Hal itu, tergambar jelas dalam sebuah celetukannya yang hingga kini masih abadi, celetukan itu berbunyi bahwa “manusia adalah ciptaan Tuhan yang mulia. Karena itu, memuliakan manusia sama halnya dengan memuliakan Tuhan. Sebaliknya, menghina dan meremehkan manusia, itu sama saja dengan menghina dan meremehkan Tuhan.”

Kedua, sebab bagi saya ia adalah sang pluralisme sejati. Sang pluralis yang berani membela kepentingan kaum atau suku minoritas yang tertindas pun berisiko fatal kepada dirinya sendiri.

Ketiga, adalah karena ia juga merupakan seorang peecinta literasi. Ya, bagi saya, Gus Dur bukan hanya sosok manusia humanis dan pluralis. Tetapi ia, juga sosok yang sangat gemar berliterasi; membaca menulis dan berkontemplasi.

Dalam catatan Grag Barton pada buku Biografi Gus Dur, diceritakan bahwa menurutnya Gus Dur sudah sangat menyukai dunia literasi sejak ia masih kecil. Kesukaannya terhadap dunia literasi ia ungkapkan dengan kesukaannya membaca buku-buku. Semasa teman-teman sebayanya masih suka berlarian di halaman atau amperan rumah, ia memilih menyendiri—menyelami lautan kata-kata dalam lembaran buku-buku.

Sejak tinggal di Menteng, Jakarta Pusat, menurut Greg, Gus Dur sudah aktif membaca. Hal itu dipengaruhi karena di rumahnya itu terdapat banyak buku, majalah, koran dan sejumlah surat kabar lainnya.

Pasca meninggalnya sang ayah, Wahid Hasyim, pada usia ke 38 tahun karena kecelakaan, sementara Gus Dur masih berusia 12 tahun, ketertarikan Gus Dur untuk membaca buku-buku semakin menguat. Ia jarang keluar rumah tanpa membawa sebuah buku. Bila ada sesuatu yang tak dapat ditemukannya di perpustakaan rumahnya, ia di izinkan mencari di toko-toko yang menjual buku bekas di Jakarta (Greg Barton, 2020).
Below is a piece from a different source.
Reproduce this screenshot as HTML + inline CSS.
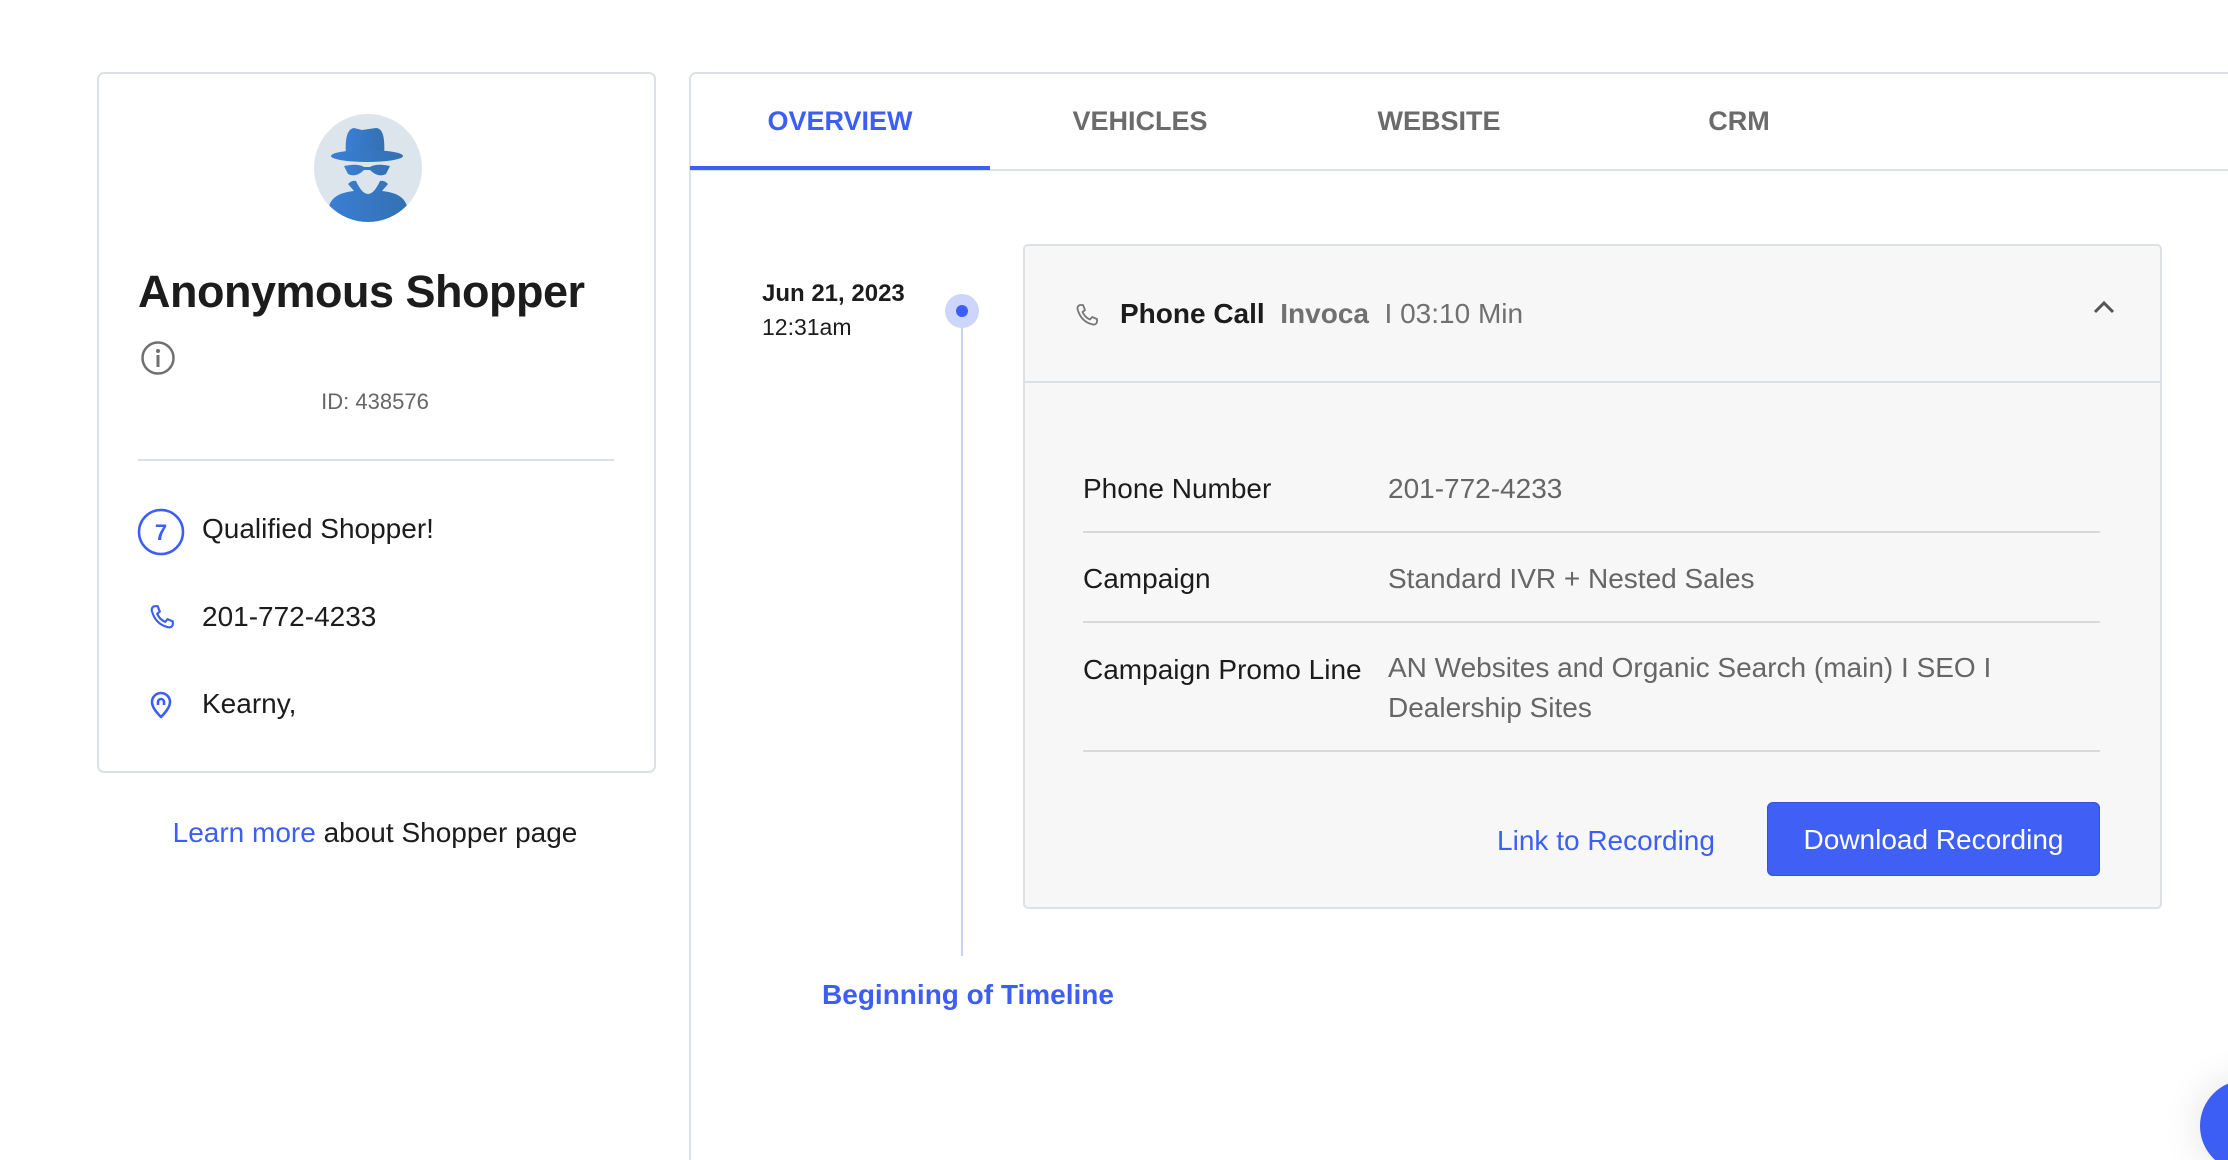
<!DOCTYPE html>
<html style="overflow:hidden;height:1160px"><head><meta charset="utf-8"><style>
*{box-sizing:border-box;margin:0;padding:0}
body{width:2228px;height:1160px;background:#fff;position:relative;overflow:hidden;font-family:"Liberation Sans",sans-serif;color:#1c1c1c}
.a{position:absolute;white-space:nowrap}
.card{left:97px;top:72px;width:559px;height:701px;border:2px solid #dde1e6;border-radius:7px}
.panel{left:689px;top:72px;width:1539px;height:1088px;border-left:2px solid #dde1e6;border-top:2px solid #dde1e6;border-top-left-radius:7px}
.tab{top:106px;font-size:27px;font-weight:bold;color:#6b6b6b;transform:translateX(-50%)}
.lbl{left:1083px;font-size:28px;color:#1c1c1c}
.val{left:1388px;font-size:28px;color:#666}
.hr{left:1083px;width:1017px;height:2px;background:#d9d9d9}
</style></head><body>
<div class="a card"></div>
<svg class="a" style="left:314px;top:114px" width="108" height="108" viewBox="0 0 108 108">
<defs><linearGradient id="g" x1="0" x2="1"><stop offset="0" stop-color="#3a7fd5"/><stop offset="1" stop-color="#3470b2"/></linearGradient><clipPath id="c"><circle cx="54" cy="54" r="54"/></clipPath></defs>
<circle cx="54" cy="54" r="54" fill="#dde5ec"/>
<g clip-path="url(#c)" fill="url(#g)">
<path d="M32 42 Q30 15 40 14 L48 16 L62 14 Q72 14 70 42Z"/>
<ellipse cx="53" cy="42" rx="36" ry="6"/>
<path d="M30 52 Q44 49 50 53 L56 53 Q62 49 76 52 L72 60 Q64 64 56 56 L50 56 Q42 64 34 60Z"/>
<path d="M16 108 Q8 80 40 77 L34 70 Q38 66 42 67 Q48 80 54 80 Q60 80 66 67 Q70 66 74 70 L68 77 Q100 80 92 108Z"/>
</g></svg>
<div class="a" style="left:138px;top:266px;font-size:45px;font-weight:bold;letter-spacing:-0.5px">Anonymous Shopper</div>
<svg class="a" style="left:140px;top:340px" width="36" height="36" viewBox="0 0 36 36"><circle cx="18" cy="18" r="15.5" fill="none" stroke="#707070" stroke-width="2.5"/><circle cx="18" cy="11" r="2" fill="#707070"/><rect x="16.5" y="15" width="3" height="12" fill="#707070"/></svg>
<div class="a" style="left:375px;top:389px;font-size:22px;color:#666;transform:translateX(-50%)">ID: 438576</div>
<div class="a" style="left:138px;top:459px;width:476px;height:2px;background:#dde1e6"></div>
<svg class="a" style="left:137px;top:508px" width="48" height="48"><circle cx="24" cy="24" r="22" fill="none" stroke="#3d5ef5" stroke-width="2.5"/><text x="24" y="32" font-size="22" font-weight="bold" fill="#3d5ef5" text-anchor="middle" font-family="Liberation Sans">7</text></svg>
<div class="a" style="left:202px;top:513px;font-size:28px">Qualified Shopper!</div>
<svg class="a" style="left:149px;top:604px" width="26" height="26" viewBox="0 0 24 24"><path d="M5 2 L8 2 L10 7 L7.5 9 Q10 14.5 15 16.5 L17 14 L22 16 L22 19 Q21 22 18 21.5 Q6 19 2.5 6 Q2.2 3 5 2Z" fill="none" stroke="#3d5ef5" stroke-width="2" stroke-linejoin="round"/></svg>
<div class="a" style="left:202px;top:601px;font-size:28px">201-772-4233</div>
<svg class="a" style="left:149px;top:691px" width="24" height="28" viewBox="0 0 24 28"><path d="M12 26 Q3 17 3 11 A9 9 0 0 1 21 11 Q21 17 12 26Z" fill="none" stroke="#3d5ef5" stroke-width="2.6" stroke-linejoin="round"/><path d="M9 14 L9 11 A3 3 0 0 1 15 11 L15 14" fill="none" stroke="#3d5ef5" stroke-width="2.6"/></svg>
<div class="a" style="left:202px;top:688px;font-size:28px">Kearny,</div>
<div class="a" style="left:375px;top:817px;font-size:28px;transform:translateX(-50%)"><span style="color:#3d5ef5">Learn more</span> about Shopper page</div>

<div class="a panel"></div>
<div class="a" style="left:690px;top:169px;width:1540px;height:2px;background:#dde1e6"></div>
<div class="a" style="left:690px;top:166px;width:300px;height:4px;background:#3d5ef5"></div>
<div class="a tab" style="left:840px;color:#3d5ef5">OVERVIEW</div>
<div class="a tab" style="left:1140px">VEHICLES</div>
<div class="a tab" style="left:1439px">WEBSITE</div>
<div class="a tab" style="left:1739px">CRM</div>

<div class="a" style="left:762px;top:280px;font-size:24px;font-weight:bold">Jun 21, 2023</div>
<div class="a" style="left:762px;top:314px;font-size:23px">12:31am</div>
<div class="a" style="left:961px;top:328px;width:2px;height:628px;background:#c9d2f5"></div>
<div class="a" style="left:945px;top:294px;width:34px;height:34px;border-radius:50%;background:#ccd6fb"></div>
<div class="a" style="left:956px;top:305px;width:12px;height:12px;border-radius:50%;background:#3d5ef5"></div>

<div class="a" style="left:1023px;top:244px;width:1139px;height:665px;background:#f7f7f7;border:2px solid #dde1e6;border-radius:5px"></div>
<div class="a" style="left:1024px;top:381px;width:1137px;height:2px;background:#dde1e6"></div>
<svg class="a" style="left:1075px;top:302px" width="24" height="26" viewBox="0 0 24 24"><path d="M5 2 L8 2 L10 7 L7.5 9 Q10 14.5 15 16.5 L17 14 L22 16 L22 19 Q21 22 18 21.5 Q6 19 2.5 6 Q2.2 3 5 2Z" fill="none" stroke="#777" stroke-width="1.8" stroke-linejoin="round"/></svg>
<div class="a" style="left:1120px;top:298px;font-size:28px"><b>Phone Call</b>&nbsp; <b style="color:#707070">Invoca</b>&nbsp; <span style="color:#707070">I 03:10 Min</span></div>
<svg class="a" style="left:2093px;top:300px" width="22" height="14"><path d="M2 12 L11 3 L20 12" fill="none" stroke="#555" stroke-width="3"/></svg>

<div class="a lbl" style="top:473px">Phone Number</div><div class="a val" style="top:473px">201-772-4233</div>
<div class="a hr" style="top:531px"></div>
<div class="a lbl" style="top:563px">Campaign</div><div class="a val" style="top:563px">Standard IVR + Nested Sales</div>
<div class="a hr" style="top:621px"></div>
<div class="a lbl" style="top:654px">Campaign Promo Line</div><div class="a val" style="top:654px;line-height:40px;margin-top:-6px">AN Websites and Organic Search (main) I SEO I<br>Dealership Sites</div>
<div class="a hr" style="top:750px"></div>
<div class="a" style="left:1606px;top:825px;font-size:28px;color:#3d5ef5;transform:translateX(-50%)">Link to Recording</div>
<div class="a" style="left:1767px;top:802px;width:333px;height:74px;background:#3f5ff5;border:1px solid #3552d8;border-radius:6px;color:#fff;font-size:28px;text-align:center;line-height:74px">Download Recording</div>

<div class="a" style="left:968px;top:979px;font-size:28px;font-weight:bold;color:#3d5ef5;transform:translateX(-50%)">Beginning of Timeline</div>
<div class="a" style="left:2200px;top:1080px;width:92px;height:92px;border-radius:50%;background:#3d5ef5;box-shadow:0 0 40px rgba(0,0,0,0.12)"></div>
</body></html>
Jadi, adalah suatu kepantasan jika sejak 2015 lalu The Wahid Institute bersama Komodo Dragon Foundation mendirikan patung Gus Dur kecil yang sedang berdiri membaca buku, yang ditempatkan di Taman Amir Hamza, yang merupakan tempat bermain Gus Dur semasa kecil.

***

Setelah itu, pada tahun 1954, Gus Dur pergi ke Yogyakarta untuk belajar. Di Jogja inilah, kesenangan Gus Dur membaca semakin menemukan puncaknya. Pasalnya, bagi Gus Dur yang pencinta buku, toko-toko yang menjual buku bekas di kota ini sangat membawa berkah kepadanya.

Bagi Gus Dur tiada hari tanpa buku. Dan membacanya adalah keharusan. Bahkan, sebagaimana diceritakan oleh Hairus Salim HS, dalam Sang Kosmopolit (2020), saat kuliah di Al-Azhar, Kairo pun, Gus Dur sangat jarang mengikuti kuliah di kelas-kelas bersama teman-temannya yang lain. Ketimbang mengikuti kelas yang membosankan itu, Gus Dur lebih senang dan pas membaca buku.

Tidak hanya buku, Gus Dur juga kerap membaca apa saja yang ia dapat baca. Potongan surat kabar, majalah dan yang lainnya. Salah satu kesukaan bacaan Gus Dur adalah Komik China. Bagi Gus Dur, komik China bukan hanya berisi cerita fiksi belaka. Ada banyak pelajaran di dalamnya, salah satunya pelajaran tentang ketundukan seorang murid kepada guru.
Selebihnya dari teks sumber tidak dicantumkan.